Thursday, February 25, 2010

Concerning deep*$#!%

How do Arrays.deepToString, deepHashCode, deepEquals handle self-containing arrays? Inconsistently, apparently...
import java.util.Arrays;

public class LetsGetToTheBottomOfThis {
   
   public static Object[] selfContainingArray() {
      Object[] arr = new Object[1];
      arr[0] = arr;
      return arr;
   }
   
   public static void main(String[] args) {
      try {
         System.out.println(
            Arrays.deepToString(
               selfContainingArray()
            )
         );
      } catch (StackOverflowError e) {
         System.out.println(e);
      } // prints "[[...]]"

      try {
         System.out.println(
            Arrays.deepHashCode(
               selfContainingArray()
            )
         );
      } catch (StackOverflowError e) {
         System.out.println(e);
      } // stack overflows

      try {
         System.out.println(
            Arrays.deepEquals(
               selfContainingArray(),
               selfContainingArray()
            )
         );
      } catch (StackOverflowError e) {
         System.out.println(e);
      } // stack overflows
   }
   
}
This behavior is documented clearly, so I suppose it's not exactly a bug (which is why it's not in the database, or else I would've submitted it). It is curious, though, why deepToString is made cycle-aware and the rest aren't. I admit that deepEquals will be made quite complicated, but deepHashCode is essentially the same as deepToString.
Also, this suggests to me the need for some sort of visitor pattern as well.
Update 03/01: OK, it's a bit worse than I thought: this inconsistency is also there with List (where presumably you favor safety to efficiency).
Note: While it is permissible for lists to contain themselves as elements, extreme caution is advised: the equals and hashCode methods are no longer well defined on such a list.

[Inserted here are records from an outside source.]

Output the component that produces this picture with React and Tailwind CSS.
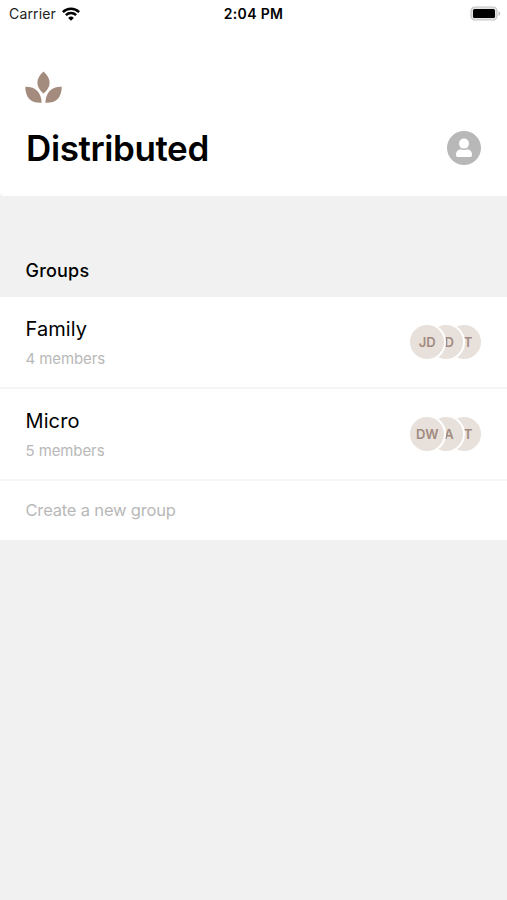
const groups = [
    { name: "Family", members: 4, initials: ["JD", "D", "T"] },
    { name: "Micro", members: 5, initials: ["DW", "A", "T"] },
];

const StatusBar = () => {
    return (
        <div className="grid grid-cols-3 items-center h-[27px] pl-[9px] pr-[6px] text-[14px] leading-[27px] text-[#222]">
            <div className="flex items-center gap-[6px]">
                <span className="tracking-[0.15px]">Carrier</span>
                <svg width="18" height="14" viewBox="0 0 18 14" fill="none" stroke="#000" strokeWidth="2.5">
                    <path d="M0.9 5.1a11.5 11.5 0 0 1 16.2 0" />
                    <path d="M3.9 8.2a7.2 7.2 0 0 1 10.2 0" />
                    <path d="M9 13.7 6.2 10.9a4 4 0 0 1 5.6 0z" fill="#000" stroke="none" />
                </svg>
            </div>
            <span className="-ml-[3px] text-center font-semibold tracking-[0.35px] text-black whitespace-nowrap">
                2:04 PM
            </span>
            <svg className="justify-self-end" width="31" height="15" viewBox="0 0 31 15">
                <rect x="1" y="1" width="26" height="13" rx="4" fill="#e4e4e4" stroke="#c4c4c4" strokeWidth="1.2" />
                <rect x="3" y="3" width="22" height="9" rx="1.5" fill="#000" />
                <path d="M28.6 5.2c2.2 0.8 2.2 3.8 0 4.6z" fill="#bbb" />
            </svg>
        </div>
    );
};

const Logo = () => {
    return (
        <svg width="38" height="33" viewBox="0 0 38 33" fill="#a38b7d">
            <path d="M18.5 0.5C14.5 4.2 12.4 7.8 12.4 11.7c0 3.9 2.4 7.9 6.1 10.8 3.7-2.9 6.1-6.9 6.1-10.8 0-3.9-2.1-7.5-6.1-11.2z" />
            <path d="M0.3 15.7C5.5 15.600 9.800 17 12.600 20.300C15 23.200 16.500 27 16.600 31.700C11.500 31.900 7.300 31 4.300 28C1.500 25 0.300 20.500 0.300 15.700z" />
            <path d="M36.700 15.700C31.500 15.600 27.200 17 24.400 20.300C22 23.200 20.500 27 20.400 31.700C25.500 31.900 29.700 31 32.700 28C35.500 25 36.700 20.500 36.700 15.700z" />
        </svg>
    );
};

const ProfileIcon = () => {
    return (
        <svg width="34" height="34" viewBox="0 0 34 34">
            <circle cx="17" cy="17" r="17" fill="#b8b8b8" />
            <circle cx="17" cy="12.6" r="5" fill="#fff" />
            <path d="M9 23.8c0-3.5 2.200-5.300 4.800-5.300 2 .6 4.400.6 6.400 0 2.600 0 4.800 1.800 4.800 5.300 0 1.400-.7 2.200-1.800 2.200H10.800c-1.100 0-1.800-.8-1.800-2.200z" fill="#fff" />
        </svg>
    );
};

const Avatar = ({ text, className }) => {
    return (
        <div
            className={`relative flex size-[38px] items-center justify-center rounded-full border-2 border-white bg-[#e8e0da] pt-px text-[13px] font-semibold text-[#a18b80] ${className}`}
        >
            {text}
        </div>
    );
};

const Avatars = ({ initials }) => {
    return (
        <div className="flex mr-[24px]">
            <Avatar text={initials[0]} className="z-20" />
            <Avatar text={initials[1]} className="z-10 -ml-[19.6px] pl-[7px]" />
            <Avatar text={initials[2]} className="-ml-[19.6px] pl-[8px]" />
        </div>
    );
};

const App = () => {
    return (
        <div className="min-h-screen bg-[#f1f1f1] font-['Inter',sans-serif] text-black">
            <header className="h-[196px] rounded-bl-[4px] bg-white">
                <StatusBar />
                <div className="pt-[44px] pl-[25px]">
                    <Logo />
                </div>
                <div className="mt-[24px] flex items-center justify-between px-[26px]">
                    <h1 className="text-[35px] leading-[40px] font-semibold tracking-[-0.4px]">
                        Distributed
                    </h1>
                    <ProfileIcon />
                </div>
            </header>

            <h2 className="h-[101px] pt-[62px] pl-[25.5px] text-[18px] leading-[25px] font-medium tracking-[0.2px]">
                Groups
            </h2>

            <div className="bg-white">
                {groups.map((group) => (
                    <div
                        key={group.name}
                        className="flex h-[92px] items-center justify-between border-b-2 border-[#f5f5f5] pl-[25.5px]"
                    >
                        <div className="pt-[4px]">
                            <p className="text-[20px] leading-[28px] tracking-[0.1px]">{group.name}</p>
                            <p className="mt-[2px] text-[15px] leading-[28px] tracking-[-0.1px] text-[#b8b8b8]">
                                {group.members} members
                            </p>
                        </div>
                        <Avatars initials={group.initials} />
                    </div>
                ))}
                <div className="flex h-[59px] items-center pl-[25.5px] text-[16.5px] tracking-[-0.18px] text-[#b8b8b8]">
                    Create a new group
                </div>
            </div>
        </div>
    );
};

export default App;
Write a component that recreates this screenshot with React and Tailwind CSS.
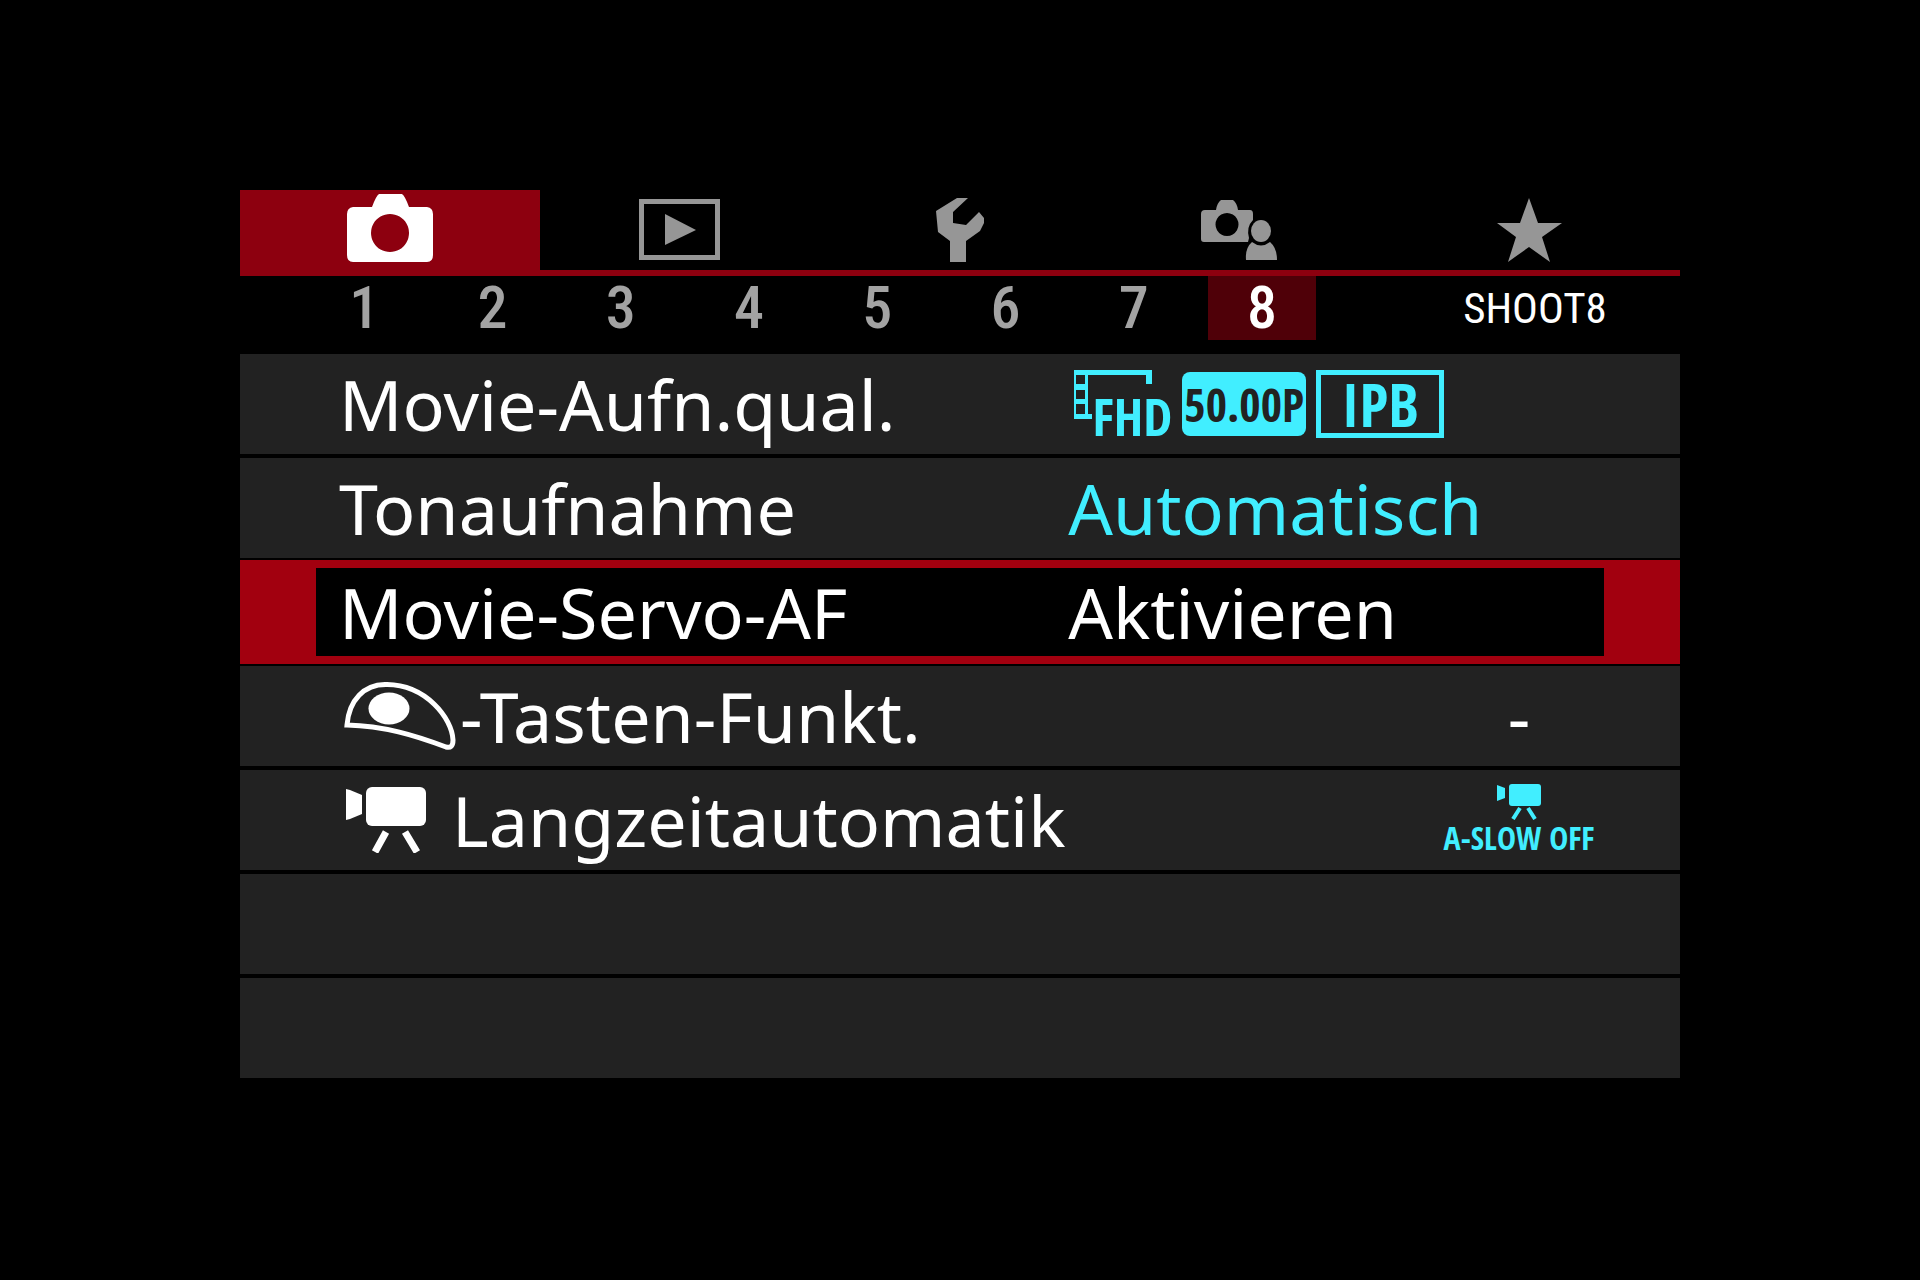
import React, { useState } from "react";

function CameraIcon() {
  return (
    <svg viewBox="0 0 87 72" className="h-[72px] w-[87px]" fill="currentColor" aria-hidden="true">
      <path
        fillRule="evenodd"
        d="M32 0H55Q58 2 62 13H80Q86 14 86 20V61Q86 68 80 68H6Q0 68 0 61V20Q0 14 6 13H25Q29 2 32 0ZM43 20a19 19 0 1 0 .01 0Z"
      />
    </svg>
  );
}

function PlaybackIcon() {
  return (
    <svg viewBox="0 0 82 62" className="h-[62px] w-[82px]" aria-hidden="true">
      <rect x="2.5" y="2.5" width="76" height="56" fill="none" stroke="currentColor" strokeWidth="5" />
      <path d="M26 15L57 31L26 46Z" fill="currentColor" />
    </svg>
  );
}

function WrenchIcon() {
  return (
    <svg viewBox="1 0 49 64" className="h-[64px] w-[49px]" fill="currentColor" aria-hidden="true">
      <path d="M22 0H33L18 14V25L31 27L44 14L49 20V25L45 33L31 43V64H15V43L3 34L1 13Z" />
    </svg>
  );
}

function CustomIcon() {
  return (
    <svg viewBox="1 0 78 60" className="h-[60px] w-[78px]" fill="currentColor" aria-hidden="true">
      <path
        fillRule="evenodd"
        d="M21 0H33Q37 3 38 10H50Q53 10 53 14V20Q46 27 49 38L48 42H4Q1 42 1 39V14Q1 10 5 10H16Q17 3 21 0ZM27 13a11.5 11.5 0 1 0 .01 0Z"
      />
      <ellipse cx="61" cy="31" rx="10" ry="11" />
      <path d="M46 60Q45 48 52 42Q61 49 70 42Q77 48 77 60Z" />
    </svg>
  );
}

function StarIcon() {
  return (
    <svg viewBox="1 0 66 64" className="h-[64px] w-[66px]" fill="currentColor" aria-hidden="true">
      <path d="M33 0L42 25H66L46 39L54 64L33 49L12 64L20 39L1 25H24Z" />
    </svg>
  );
}

function ButtonShapeIcon() {
  return (
    <svg viewBox="-5 0 121 68" className="h-[68px] w-[121px] shrink-0" role="img" aria-label="Video">
      <path
        d="M3 43C5 18 20 2 43 2.5C82 3 108 36 109 58Q109 67 102 65C70 53 40 44 3 43Z"
        fill="none"
        stroke="currentColor"
        strokeWidth="5"
      />
      <ellipse cx="45" cy="26.5" rx="20.5" ry="16" fill="currentColor" />
    </svg>
  );
}

function MovieCameraIcon() {
  return (
    <svg viewBox="-7 0 113 66" className="h-[66px] w-[113px] shrink-0" role="img" aria-label="Movie">
      <path d="M0 2L4 3L16 8V27L4 32L0 33Z" fill="currentColor" />
      <rect x="20" y="0" width="60" height="39" rx="6" fill="currentColor" />
      <path d="M40 45L29 65M59 45L71 65" stroke="currentColor" strokeWidth="7" />
    </svg>
  );
}

function QualityValue() {
  return (
    <span className="flex items-center gap-2.5 pl-1.5 font-['Open_Sans_Condensed','Roboto_Condensed',sans-serif] font-bold">
      <span className="relative flex h-[68px] w-[98px] items-end justify-end">
        <svg viewBox="0 0 98 68" className="absolute inset-0 h-full w-full" aria-hidden="true">
          <path d="M0 0H78V14H72V5H14V44H18V49H0Z" fill="currentColor" />
          <path d="M2 5H11V14H2ZM2 20H11V29H2ZM2 34H11V44H2Z" fill="#222222" />
        </svg>
        <span className="relative text-[52px] leading-[44px]">FHD</span>
      </span>
      <span className="flex h-16 w-[124px] items-center justify-center rounded-lg bg-[#41eeff] text-[46px] leading-none text-[#222222]">
        50.00P
      </span>
      <span className="flex h-[68px] w-32 items-center justify-center border-5 border-[#41eeff] text-[60px] leading-none">
        IPB
      </span>
    </span>
  );
}

function SlowShutterValue() {
  return (
    <span className="flex w-[150px] flex-col items-center font-['Open_Sans_Condensed','Roboto_Condensed',sans-serif] text-[32px] leading-9 font-bold">
      <svg viewBox="0 0 44 36" className="h-9 w-11" aria-hidden="true">
        <path d="M0 1L8 4V14L0 17Z" fill="currentColor" />
        <rect x="12" y="0" width="32" height="22" rx="3" fill="currentColor" />
        <path d="M23 24L16 35M31 24L38 35" stroke="currentColor" strokeWidth="4" />
      </svg>
      <span className="whitespace-nowrap">A-SLOW OFF</span>
    </span>
  );
}

const tabs = [
  { name: "Aufnahme", Icon: CameraIcon },
  { name: "Wiedergabe", Icon: PlaybackIcon },
  { name: "Einstellungen", Icon: WrenchIcon },
  { name: "Individualfunktionen", Icon: CustomIcon },
  { name: "My Menu", Icon: StarIcon },
];

const pages = [1, 2, 3, 4, 5, 6, 7, 8];

const items = [
  { id: "quality", label: "Movie-Aufn.qual.", value: <QualityValue />, cyan: true },
  { id: "sound", label: "Tonaufnahme", value: "Automatisch", cyan: true },
  { id: "servo", label: "Movie-Servo-AF", value: "Aktivieren" },
  {
    id: "button",
    icon: <ButtonShapeIcon />,
    label: "-Tasten-Funkt.",
    value: <span className="w-[150px] text-center">-</span>,
    right: true,
  },
  {
    id: "slow",
    icon: <MovieCameraIcon />,
    label: "Langzeitautomatik",
    value: <SlowShutterValue />,
    cyan: true,
    right: true,
  },
];

function MenuRow({ item, selected, onSelect }) {
  return (
    <li className={selected ? "-my-0.5" : ""}>
      <button
        type="button"
        onClick={onSelect}
        aria-current={selected}
        className={
          "grid w-full grid-cols-[58.4%_1fr] items-center border-x-[76px] text-left whitespace-nowrap text-white " +
          (selected ? "h-[104px] border-y-8 border-[#a2000f] bg-black" : "h-[100px] border-[#222222] bg-[#222222]")
        }
      >
        <span className="flex items-center pl-[23px]">
          {item.icon}
          <span>{item.label}</span>
        </span>
        <span className={"flex items-center " + (item.right ? "justify-end pr-2.5 " : "") + (item.cyan ? "text-[#41eeff]" : "")}>
          {item.value}
        </span>
      </button>
    </li>
  );
}

export default function App() {
  const [tab, setTab] = useState(0);
  const [page, setPage] = useState(8);
  const [row, setRow] = useState("servo");

  return (
    <main className="min-h-screen bg-black pt-[190px] font-['Noto_Sans','Open_Sans',sans-serif]">
      <div className="mx-auto w-3/4">
        <nav className="grid grid-cols-[300fr_280fr_280fr_280fr_300fr] border-b-6 border-[#8d000f]">
          {tabs.map(({ name, Icon }, i) => (
            <button
              key={name}
              type="button"
              aria-label={name}
              onClick={() => setTab(i)}
              className={"flex h-20 items-center justify-center " + (i === tab ? "bg-[#8d000f] text-white" : "text-[#969696]")}
            >
              <Icon />
            </button>
          ))}
        </nav>
        <div className="grid grid-cols-[60fr_1026fr_354fr] font-['Roboto_Condensed','Roboto',sans-serif]">
          <nav className="col-start-2 grid grid-cols-8 text-[60px] leading-none font-medium">
            {pages.map((n) => (
              <button
                key={n}
                type="button"
                onClick={() => setPage(n)}
                className={"mx-2.5 h-16 " + (n === page ? "bg-[#4f0008] text-white" : "text-[#a3a3a3]")}
              >
                {n}
              </button>
            ))}
          </nav>
          <p className="flex items-center justify-center pl-16 text-[43px] leading-none font-normal text-white">SHOOT8</p>
        </div>
        <ul className="mt-3.5 flex flex-col gap-1 text-[70px] leading-none">
          {items.map((item) => (
            <MenuRow key={item.id} item={item} selected={item.id === row} onSelect={() => setRow(item.id)} />
          ))}
          <li className="h-[100px] bg-[#222222]" />
          <li className="h-[100px] bg-[#222222]" />
        </ul>
      </div>
    </main>
  );
}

Tuesday, February 23, 2010

Hoare: "Null References: The Billion Dollar Mistake""

C. A. R. Hoare (most famous for his quicksort) is now convinced that the concept of a null reference was a mistake.
I call it my billion-dollar mistake. It was the invention of the null reference in 1965. At that time, I was designing the first comprehensive type system for references in an object oriented language (ALGOL W). My goal was to ensure that all use of references should be absolutely safe, with checking performed automatically by the compiler. But I couldn't resist the temptation to put in a null reference, simply because it was so easy to implement. This has led to innumerable errors, vulnerabilities, and system crashes, which have probably caused a billion dollars of pain and damage in the last forty years.
I haven't done much type system analysis to be entirely convinced. I do use sentinels and/or Null Object whenever I can, but that is rather unrelated to the fundamental question of whether null itself is good or bad.
Watching the video right now. I can say already that I admire him for bravely admitting his mistakes (though I've yet to see this as one).
Eh, I'm still not convinced. Using the same argument shown in the final segment, while it's in many ways unsafe, I still think it's useful enough to have.

Wednesday, February 17, 2010

"Microcomputers: the unredeemed lollipop..."

So let us formalize the problem of finding a pair of strings (not necessarily distinct) from a dictionary of size N, such that the Java string hash code of their concatenation is Integer.MIN_VALUE or 0.

How quickly can this be done?

A quote from Joshua Bloch himself on how he found "polygenelubricants" (at 1:07:00 in the video):
I have a dictionary of 200,000 words, which means there are 40 billion word pairs, [...] and it took it 10 minutes to calculate all the hash values of every word pair
The quote suggests at least an O(N^2) solution, assuming that the hash code calculation is O(1) for each word pair (which can in fact be done).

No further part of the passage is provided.